Appliances informations are stored in self.appliance which is the appliance_dict. The states an information of all appliances are stored as different numpy arrays of shape = (n_households, n_appliances). The attributes below show more in dept which information are stored.

A state based appliance works with ON/OFF states.

  1. It is switched ON by the simulator at step $n$.

  2. The switch-ON event samples for how long the appliance will be ON, ($m$ steps).

  3. The appliance is switched-OFF at step $n+m$.

The consumption load of appliances can be either constant or either variable.

constant

a single value of consumption is assigned

variable

the consumption changes each step based on a real load profile from load_real_profiles_dict()

random

FOR FUTURE IMPLEMENTATION. The load fluctuates over a mean value, or using a random distribution.

Step based appliances have a number of steps that they are activated before they stop. The number of steps can be

constant

using a mean duration

variable

in case of a real load profile, it is its duration

random

follow a distribution

infinite

some appliances that are always ON

activity related

FOR FUTURE IMPLEMENTATION. The duration is sample based on durations obtained for TOU statistics.

Appliances also have a stand-by consumption for when they are OFF.

The consumption of appliances can be electricity, DHW (domestic hot water), or gaz.

n_steps_left

An array of size = (n_households, n_appliances) that stores the duration of the current use. When n_steps_left == 0, the appliance is switched OFF.

Type

numpy.ndarray

n_steps_till_refresh

An array of size = (n_households, n_appliances). Tracks how many steps are left before the appliance can be switched ON again.

available_appliances

An array of boolean of size = (n_households, n_appliances), where the element [i, j] is True if the i-est households owns the j-est appliance else False.

Type

numpy.ndarray

appliances

An appliances_dict containing the information for each of the n_appliances. Each key is a different appliance.

Type

Dict[str, numpy.ndarray]

load_duration

An array of size = (n_households, n_appliances) where values correspond to how long the corresponding load pattern lasts.

Type

numpy.ndarray

initialize_starting_state(*args, **kwargs)

Initialize the starting states of the appliances.

Calls as well the parents methods for initialization, passing args and kwargs.

The state of the appliances must be initialized here. The current implementation makes every appliance being turned off.

TODO: FOR FUTURE IMPLEMENTATION find a way to randomly sample which appliance is on.

sample_available_appliances(equipped_sampling_algo='basic', equipped_set_defined=None, **kwargs)

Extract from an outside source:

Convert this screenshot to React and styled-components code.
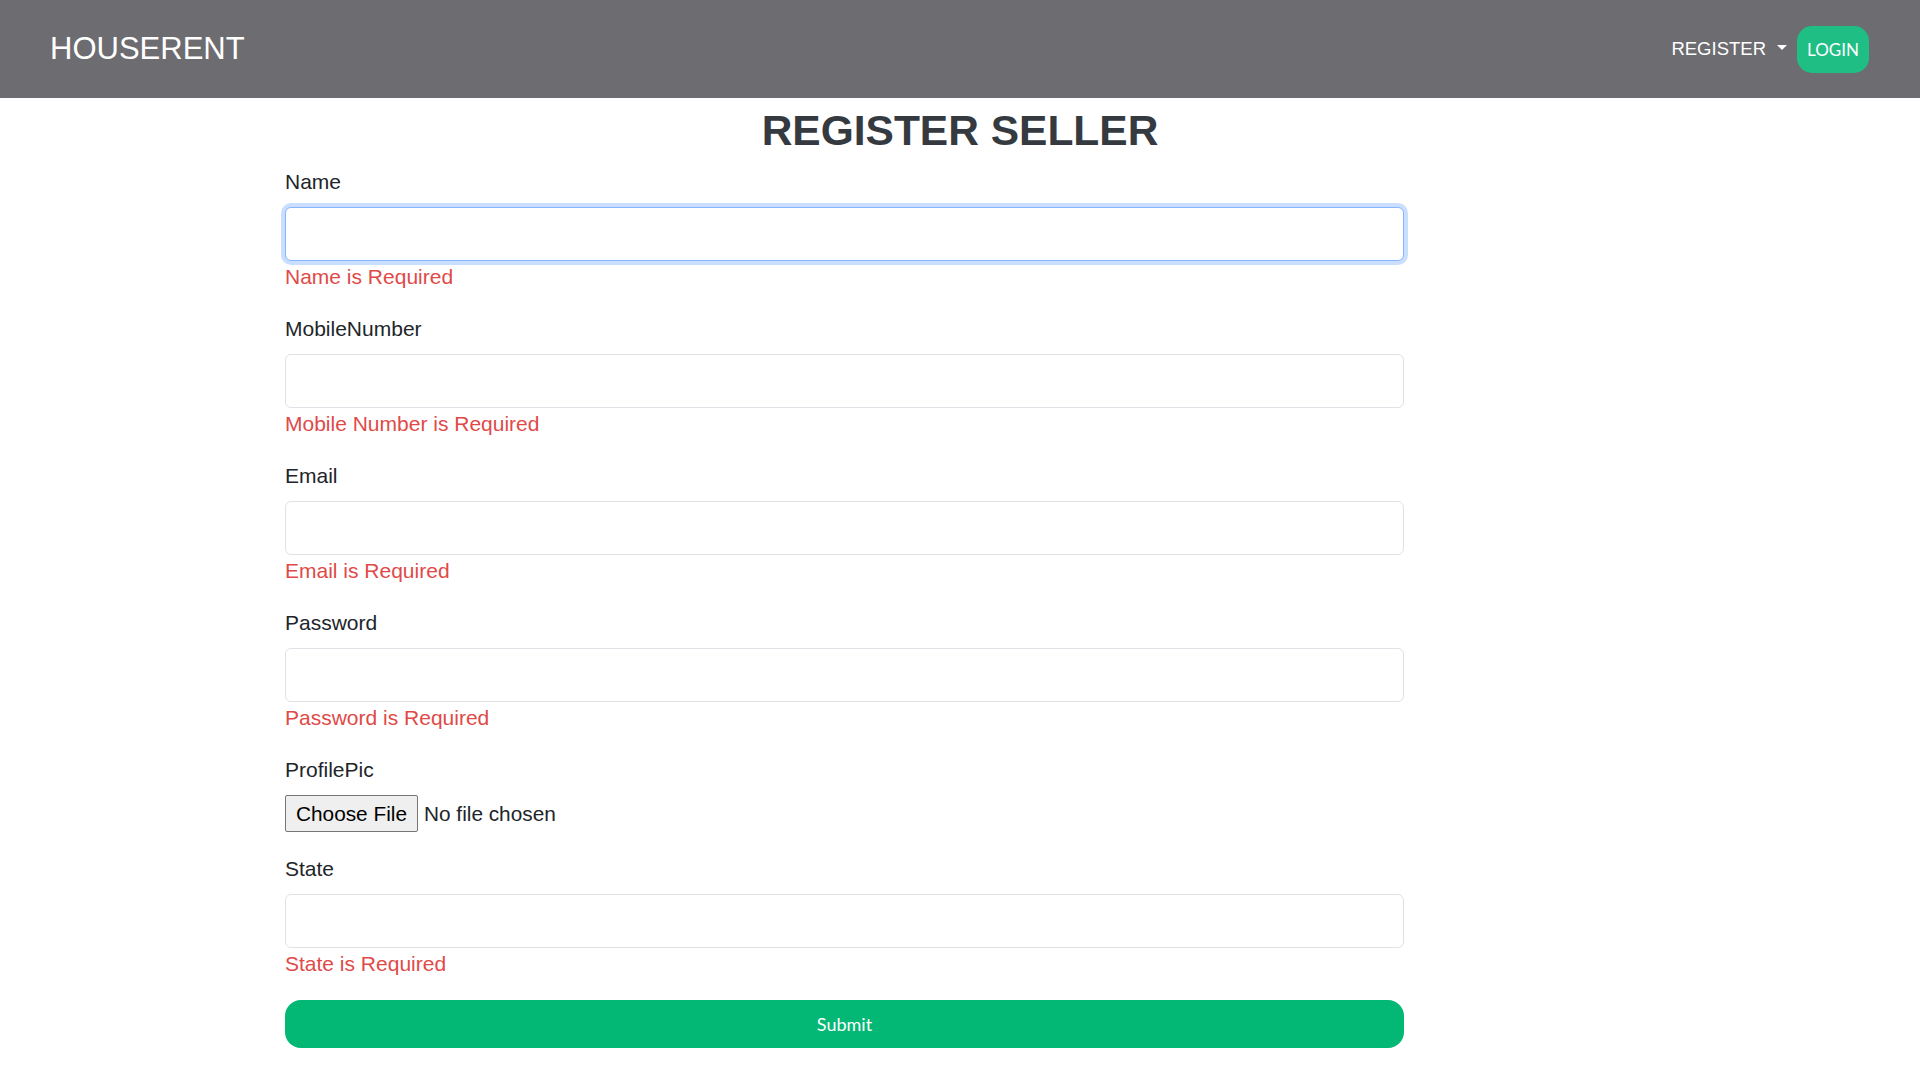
import styled, {createGlobalStyle} from "styled-components";

const GlobalStyle = createGlobalStyle`
  * {
    box-sizing: border-box;
  }
  body {
    margin: 0;
    background: #ffffff;
    font-family: "Liberation Sans", Arial, sans-serif;
    color: #212529;
  }
`

const colors = {
    nav: '#6d6c71',
    white: '#ffffff',
    dark: '#343a40',
    text: '#212529',
    red: '#df4a48',
    green: '#03b875',
    loginGreen: '#1ebe85',
    border: '#dee2e6',
}

const NavBar = styled.nav`
  height: 98px;
  background-color: ${colors.nav};
  display: flex;
  align-items: center;
  justify-content: space-between;
  padding: 0 51px 0 50px;
`
const Brand = styled.a`
  color: ${colors.white};
  font-size: 31px;
  line-height: 1;
  text-decoration: none;
  padding-bottom: 2px;
`
const NavRight = styled.div`
  display: flex;
  align-items: center;
  gap: 10px;
`
const DropdownToggle = styled.a`
  color: ${colors.white};
  font-size: 18.5px;
  display: flex;
  align-items: center;
  cursor: pointer;

  &::after {
    content: "";
    margin-left: 11px;
    border-top: 5px solid ${colors.white};
    border-left: 5px solid transparent;
    border-right: 5px solid transparent;
    margin-top: -3px;
  }
`
const LoginBtn = styled.button`
  width: 72px;
  height: 47px;
  border: none;
  border-radius: 15px;
  background-color: ${colors.loginGreen};
  color: ${colors.white};
  font-family: Lato, "Open Sans", sans-serif;
  font-size: 17px;
  cursor: pointer;
`

const Title = styled.h1`
  margin: 7px 0 10px;
  text-align: center;
  font-size: 42.5px;
  line-height: 1.2;
  font-weight: 700;
  color: ${colors.dark};
`

const Form = styled.form`
  width: 1119px;
  margin-left: 285px;
  display: flex;
  flex-direction: column;
  gap: 21px;
`
const Field = styled.div`
  display: flex;
  flex-direction: column;
`
const Label = styled.label`
  font-size: 21px;
  line-height: 31px;
  margin-bottom: 10px;
  color: ${colors.text};
`
const Input = styled.input`
  height: 54px;
  width: 100%;
  padding: 0 16px;
  font-size: 20px;
  font-family: inherit;
  border: 1px solid ${({$focused}) => $focused ? '#86b7fe' : colors.border};
  border-radius: 6px;
  outline: none;
  box-shadow: ${({$focused}) => $focused ? '0 0 0 4px rgba(13, 110, 253, 0.22)' : 'none'};
`
const Error = styled.div`
  font-size: 21px;
  line-height: 31px;
  color: ${colors.red};
`
const FileInput = styled.input`
  font-family: inherit;
  font-size: 20.8px;
  color: ${colors.text};
  height: 37px;

  &::file-selector-button {
    height: 37px;
    width: 133px;
    padding: 0;
    margin-right: 6px;
    font-family: inherit;
    font-size: 20.8px;
    color: #000000;
    background-color: #efefef;
    border: 1px solid #767676;
    border-radius: 2px;
  }
`
const SubmitBtn = styled.button`
  height: 48px;
  width: 100%;
  border: none;
  border-radius: 16px;
  background-color: ${colors.green};
  color: ${colors.white};
  font-family: Lato, "Open Sans", sans-serif;
  font-size: 18px;
  cursor: pointer;
`

const fields = [
    {label: 'Name', name: 'name', error: 'Name is Required', focused: true},
    {label: 'MobileNumber', name: 'mobile', error: 'Mobile Number is Required'},
    {label: 'Email', name: 'email', error: 'Email is Required'},
    {label: 'Password', name: 'password', error: 'Password is Required', type: 'password'},
]

const App = () => {
    return (
        <>
            <GlobalStyle/>
            <NavBar>
                <Brand>HOUSERENT</Brand>
                <NavRight>
                    <DropdownToggle>REGISTER</DropdownToggle>
                    <LoginBtn>LOGIN</LoginBtn>
                </NavRight>
            </NavBar>
            <Title>REGISTER SELLER</Title>
            <Form onSubmit={e => e.preventDefault()}>
                {fields.map(field => (
                    <Field key={field.name}>
                        <Label htmlFor={field.name}>{field.label}</Label>
                        <Input id={field.name} type={field.type || 'text'} $focused={field.focused}/>
                        <Error>{field.error}</Error>
                    </Field>
                ))}
                <Field>
                    <Label htmlFor="profilePic">ProfilePic</Label>
                    <FileInput id="profilePic" type="file"/>
                </Field>
                <Field>
                    <Label htmlFor="state">State</Label>
                    <Input id="state" type="text"/>
                    <Error>State is Required</Error>
                </Field>
                <SubmitBtn type="submit">Submit</SubmitBtn>
            </Form>
        </>
    )
}

export default App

Initialize which appliances are available in the households.

Parameters

  • equipped_sampling_algo (str) –

    The method used for sampling. Available:

    basic

    uses a monte carlo sampling from appliances[‘equipped_dwellings_probs’]

    subgroup

    like basic sampling but uses self.data.load_subgroup_ownership_pdf()

    correlated

    check which appliances are usually coming together. FOR FUTURE IMPLEMENTATION

    set_defined

    matches the requested set for each household given as appliance_set.

    all

    give all appliances to every households

  • equipped_set_defined (Optional[dict]) –

Raises

ValueError – For unknown equipped_sampling_algo

Returns

available_appliances, a boolean array of size size = (n_household, n_appliances) where True means the appliance is available and False that it is not.

Return type

numpy.ndarray

sample_real_load_profiles(real_profiles_algo='nothing')

Assign a load profile for each appliance.

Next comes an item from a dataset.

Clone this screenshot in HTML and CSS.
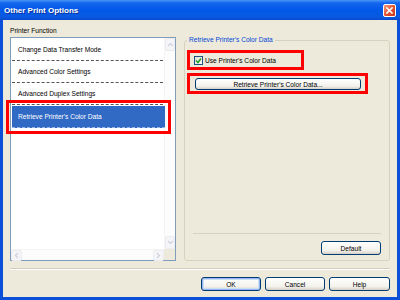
FILE: index.html
```html
<!DOCTYPE html>
<html lang="en">
<head>
    <meta charset="UTF-8">
    <title>Other Print Options</title>
    <link rel="stylesheet" href="styles.css">
</head>
<body>
    <div class="window">
        <div class="titlebar">
            <span class="title">Other Print Options</span>
            <span class="close">
                <svg width="7" height="7" viewBox="0 0 7 7"><path d="M1 1L6 6M6 1L1 6" stroke="#fff" stroke-width="1.6" stroke-linecap="square"/></svg>
            </span>
        </div>

        <div class="content">
            <div class="main">
                <div class="left">
                    <div class="label">Printer Function</div>
                    <div class="listbox">
                        <ul class="items">
                            <li>Change Data Transfer Mode</li>
                            <li>Advanced Color Settings</li>
                            <li>Advanced Duplex Settings</li>
                            <li class="selected">Retrieve Printer's Color Data</li>
                        </ul>
                        <div class="vscroll">
                            <span class="arrow"><svg width="7" height="5" viewBox="0 0 7 5"><path d="M1 4L3.5 1.5L6 4" fill="none" stroke="#cdd2dc" stroke-width="1.2"/></svg></span>
                            <span class="arrow"><svg width="7" height="5" viewBox="0 0 7 5"><path d="M1 1L3.5 3.5L6 1" fill="none" stroke="#cdd2dc" stroke-width="1.2"/></svg></span>
                        </div>
                        <div class="hscroll">
                            <span class="arrow"><svg width="5" height="7" viewBox="0 0 5 7"><path d="M4 1L1.5 3.5L4 6" fill="none" stroke="#cdd2dc" stroke-width="1.2"/></svg></span>
                            <span class="arrow"><svg width="5" height="7" viewBox="0 0 5 7"><path d="M1 1L3.5 3.5L1 6" fill="none" stroke="#cdd2dc" stroke-width="1.2"/></svg></span>
                        </div>
                        <div class="corner"></div>
                    </div>
                </div>

                <fieldset class="group">
                    <legend>Retrieve Printer's Color Data</legend>
                    <div class="mark mark-check">
                        <label class="check">
                            <span class="box">
                                <svg width="7" height="7" viewBox="0 0 7 7"><path d="M1 3.5L3 5.5L6 1.5" fill="none" stroke="#21a121" stroke-width="1.5"/></svg>
                            </span>
                            Use Printer's Color Data
                        </label>
                    </div>
                    <div class="mark mark-button">
                        <button class="btn btn-wide">Retrieve Printer's Color Data...</button>
                    </div>
                    <div class="group-foot">
                        <button class="btn">Default</button>
                    </div>
                </fieldset>
            </div>

            <div class="separator"></div>

            <div class="actions">
                <button class="btn btn-default">OK</button>
                <button class="btn">Cancel</button>
                <button class="btn">Help</button>
            </div>
        </div>
    </div>
</body>
</html>
```

FILE: styles.css
```css
* {
    margin: 0;
    padding: 0;
    box-sizing: border-box;
    font-family: 'Liberation Sans', Arial, sans-serif;
}

body {
    width: 400px;
    height: 300px;
    overflow: hidden;
    background-color: #eeeadb;
}

.window {
    width: 400px;
    height: 300px;
    display: flex;
    flex-direction: column;
    font-size: 6.6px;
    color: #000;
}

/* title bar */
.titlebar {
    height: 20px;
    flex-shrink: 0;
    display: flex;
    align-items: center;
    justify-content: space-between;
    padding: 0 4px 0 4px;
    background: linear-gradient(#4a96f7 0, #1466ee 3px, #0058e8 50%, #0a5ae0 85%, #0848cc 100%);
}

.title {
    color: #fff;
    font-weight: bold;
    font-size: 8px;
    text-shadow: 1px 1px 0 #0b2f9a;
}

.close {
    width: 13px;
    height: 13px;
    border: 1px solid #fff;
    border-radius: 2px;
    background: linear-gradient(135deg, #f39a7c, #e0502f 55%, #c8391d);
    display: flex;
    align-items: center;
    justify-content: center;
}

/* window body */
.content {
    flex: 1;
    display: flex;
    flex-direction: column;
    padding: 5px 7px 0 7px;
    border: 3px solid #0a4fd8;
    border-top: none;
    background-color: #eeeadb;
}

.main {
    display: flex;
    gap: 8px;
}

.left {
    width: 166px;
    display: flex;
    flex-direction: column;
}

.label {
    height: 12px;
    line-height: 12px;
}

/* list box */
.listbox {
    height: 224px;
    border: 1px solid #7f9db9;
    background-color: #fff;
    display: grid;
    grid-template-columns: 1fr 11px;
    grid-template-rows: 1fr 11px;
}

.items {
    list-style: none;
    padding-top: 1px;
}

.items li {
    height: 22px;
    line-height: 21px;
    margin: 0 1px;
    padding-left: 6px;
    border-bottom: 1px dashed #555;
}

.items li.selected {
    position: relative;
    z-index: 1;
    margin-right: -1px;
    background-color: #316ac5;
    color: #fff;
    border-bottom: 1px dashed #9cb4e2;
    margin-top: 1px;
    outline: 3px solid #f00;
    outline-offset: 3px;
}

.vscroll {
    display: flex;
    flex-direction: column;
    justify-content: space-between;
    background-color: #fdfcfc;
    border-left: 1px solid #f6f3f3;
}

.hscroll {
    display: flex;
    justify-content: space-between;
    background-color: #fdfcfc;
    border-top: 1px solid #f6f3f3;
}

.arrow {
    width: 11px;
    height: 11px;
    display: flex;
    align-items: center;
    justify-content: center;
    background-color: #f5f5f8;
    border: 1px solid #eaecf2;
    border-radius: 2px;
}

.vscroll .arrow {
    width: 10px;
    height: 13px;
}

.corner {
    background-color: #eeeadb;
}

/* group box */
.group {
    flex: 1;
    margin-top: 10px;
    border: 1px solid #d5d2c0;
    border-radius: 3px;
    padding: 0 2px 5px 2px;
    display: flex;
    flex-direction: column;
}

.group legend {
    padding: 0 2px;
    line-height: 10px;
    color: #0046d5;
}

.mark {
    border: 3px solid #f00;
}

.mark-check {
    width: 117px;
    height: 20px;
    margin-top: 5px;
    padding: 0 4px;
    display: flex;
    align-items: center;
}

.check {
    display: flex;
    align-items: center;
    gap: 2px;
}

.box {
    width: 9px;
    height: 9px;
    border: 1px solid #1c5180;
    background: linear-gradient(135deg, #dcdcd7, #fff);
    display: flex;
    align-items: center;
    justify-content: center;
}

.mark-button {
    width: 181px;
    height: 21px;
    margin-top: 3px;
    padding: 2px 4px 0 5px;
}

.group-foot {
    margin: auto 6px 0 6px;
    padding-top: 7px;
    border-top: 1px solid #d5d2c0;
    display: flex;
    justify-content: flex-end;
}

/* buttons */
.btn {
    width: 60px;
    height: 14px;
    font-size: 6.6px;
    color: #000;
    border: 1px solid #003c74;
    border-radius: 3px;
    background: linear-gradient(#ffffff, #f3f2ec 70%, #d6d0c5);
    cursor: pointer;
}

.btn-wide {
    width: 166px;
    height: 12px;
}

.btn-default {
    box-shadow: inset 0 0 0 1px #94b6ee, inset 0 0 0 2px #cedcf6;
}

.separator {
    margin-top: 7px;
    height: 2px;
    border-top: 1px solid #d0cdbd;
    border-bottom: 1px solid #fff;
}

.actions {
    margin-top: 7px;
    display: flex;
    justify-content: flex-end;
    gap: 4px;
}

.actions .btn:last-child {
    width: 61px;
}
```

Uses load_real_profiles_dict() to get real load profiles for the appliances.

Samples the load profiles of each appliance based on the real_profiles_algo value. Note that the appliance types that do not have real load profiles will have constant loads. Splits the appliances related activity if the related activity is occuring the whole day (ex. ‘level’ activity for fridges). These appliances will run for the full days, repeating their profiles.

Parameters

real_profiles_algo (str) –

the method used to sample the real profiles currently implemented

nothing

does not use the real load profiles

only_always_on

samples just the profiles of appliances that are always activated (ex. fridges and freezers)

only_switched_on

Samples only the load profiles for appliances when they are switched ON. (use cycle)

uniform

sample uniformly by attributing randomly a profiles from the corresponding appliance_type

Return type

numpy.ndarray

switch_on(indexes_household, indexes_appliance)

Switches on appliances at the given indices.

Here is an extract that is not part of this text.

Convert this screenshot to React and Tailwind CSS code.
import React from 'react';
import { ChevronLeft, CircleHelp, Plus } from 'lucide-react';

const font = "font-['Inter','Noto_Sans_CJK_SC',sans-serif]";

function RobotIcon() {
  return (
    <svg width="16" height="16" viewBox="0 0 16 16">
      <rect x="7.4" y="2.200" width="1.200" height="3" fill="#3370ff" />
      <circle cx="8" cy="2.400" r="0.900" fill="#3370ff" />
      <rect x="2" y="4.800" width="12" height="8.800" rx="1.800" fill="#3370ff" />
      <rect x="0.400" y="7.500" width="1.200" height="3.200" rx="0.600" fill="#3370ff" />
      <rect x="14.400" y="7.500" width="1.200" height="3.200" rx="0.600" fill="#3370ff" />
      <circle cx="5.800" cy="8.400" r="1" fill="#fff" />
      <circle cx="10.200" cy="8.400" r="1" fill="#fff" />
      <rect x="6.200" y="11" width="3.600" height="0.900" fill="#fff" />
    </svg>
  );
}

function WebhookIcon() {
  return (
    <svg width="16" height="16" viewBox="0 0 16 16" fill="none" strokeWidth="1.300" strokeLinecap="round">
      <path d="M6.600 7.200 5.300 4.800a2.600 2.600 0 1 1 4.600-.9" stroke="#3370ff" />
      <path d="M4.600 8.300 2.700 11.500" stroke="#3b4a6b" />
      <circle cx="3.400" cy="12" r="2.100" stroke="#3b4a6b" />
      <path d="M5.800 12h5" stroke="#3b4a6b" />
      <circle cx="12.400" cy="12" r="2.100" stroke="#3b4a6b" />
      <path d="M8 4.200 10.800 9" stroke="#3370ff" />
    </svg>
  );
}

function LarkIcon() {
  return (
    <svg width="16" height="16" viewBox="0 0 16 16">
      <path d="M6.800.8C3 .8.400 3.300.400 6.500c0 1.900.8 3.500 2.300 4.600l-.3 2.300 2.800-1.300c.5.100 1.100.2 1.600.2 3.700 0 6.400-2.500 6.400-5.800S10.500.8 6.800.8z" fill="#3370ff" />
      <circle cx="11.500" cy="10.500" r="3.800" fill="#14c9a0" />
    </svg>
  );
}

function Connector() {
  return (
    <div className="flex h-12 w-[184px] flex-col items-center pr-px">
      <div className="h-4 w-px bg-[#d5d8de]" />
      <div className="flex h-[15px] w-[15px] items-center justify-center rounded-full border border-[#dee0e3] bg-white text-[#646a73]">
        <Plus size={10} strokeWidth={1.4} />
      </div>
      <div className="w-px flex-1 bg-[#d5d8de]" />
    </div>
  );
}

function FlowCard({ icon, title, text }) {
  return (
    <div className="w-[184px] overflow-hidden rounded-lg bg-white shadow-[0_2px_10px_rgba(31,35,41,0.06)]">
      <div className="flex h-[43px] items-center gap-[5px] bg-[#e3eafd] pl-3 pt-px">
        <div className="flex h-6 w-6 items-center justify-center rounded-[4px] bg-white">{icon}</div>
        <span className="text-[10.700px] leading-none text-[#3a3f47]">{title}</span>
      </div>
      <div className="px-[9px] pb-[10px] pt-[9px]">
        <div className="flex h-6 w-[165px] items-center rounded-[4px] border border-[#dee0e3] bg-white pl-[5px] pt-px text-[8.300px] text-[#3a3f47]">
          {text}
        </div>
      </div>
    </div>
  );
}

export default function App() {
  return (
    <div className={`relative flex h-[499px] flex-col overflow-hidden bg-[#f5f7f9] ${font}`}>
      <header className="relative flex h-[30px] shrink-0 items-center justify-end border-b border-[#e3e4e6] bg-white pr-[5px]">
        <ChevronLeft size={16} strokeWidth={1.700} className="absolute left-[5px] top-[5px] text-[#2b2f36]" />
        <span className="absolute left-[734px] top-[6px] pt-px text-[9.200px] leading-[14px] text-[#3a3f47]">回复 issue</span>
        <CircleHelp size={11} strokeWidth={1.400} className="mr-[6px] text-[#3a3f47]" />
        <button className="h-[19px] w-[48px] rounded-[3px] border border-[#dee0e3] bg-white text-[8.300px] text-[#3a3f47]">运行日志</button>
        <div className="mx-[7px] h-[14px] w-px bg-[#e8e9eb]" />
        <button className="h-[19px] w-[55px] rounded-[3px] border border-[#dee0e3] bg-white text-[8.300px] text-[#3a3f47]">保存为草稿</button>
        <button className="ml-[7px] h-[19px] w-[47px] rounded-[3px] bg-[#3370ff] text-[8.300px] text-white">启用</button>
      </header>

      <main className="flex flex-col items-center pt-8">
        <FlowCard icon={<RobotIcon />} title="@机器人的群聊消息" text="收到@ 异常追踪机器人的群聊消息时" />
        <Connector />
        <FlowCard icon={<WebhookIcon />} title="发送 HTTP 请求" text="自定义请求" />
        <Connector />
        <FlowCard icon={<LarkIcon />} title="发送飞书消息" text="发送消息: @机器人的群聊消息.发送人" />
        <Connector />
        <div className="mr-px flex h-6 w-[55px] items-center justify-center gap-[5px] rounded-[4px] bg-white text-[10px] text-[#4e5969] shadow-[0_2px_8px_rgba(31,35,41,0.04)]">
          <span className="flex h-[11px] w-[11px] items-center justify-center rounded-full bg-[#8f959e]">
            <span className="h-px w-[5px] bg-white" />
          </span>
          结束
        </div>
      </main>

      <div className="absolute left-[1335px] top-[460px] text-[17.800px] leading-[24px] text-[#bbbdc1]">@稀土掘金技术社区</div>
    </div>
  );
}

Depending on the type of the appliances switch-on events are differents. In particular we distinguish between:

constant load

appliances consumes the same all the time

load pattern based

appliances has a specific load profile

varying duration

the use duration varies stochastically based on sample_durations()

Parameters

  • indexes_household – the index of the household.

  • indexes_appliance – the index of the appliances, matching with the households

switch_off_inactive(active_occupancy)

Switch off the appliances that are unused due to activity.

step()

Update appliances states.

It simply updates the appliances times left, and call the parent method to update steps variables.

Implementation in children should control when to call switch ON and switch OFF events, and call this step method by using super().step().

Return type

None

update_iteration_variables()

Update the incremental variables.

Return type

None

sample_durations(indexes_household, indexes_appliance)

Sample the duration of a load.

TODO: FOR FUTURE IMPLEMENTATION implement varying durations for all appliances types

get_power_demand()

Return the power consumption of the household.

get_thermal_gains()

Return the thermal gains from the appliances.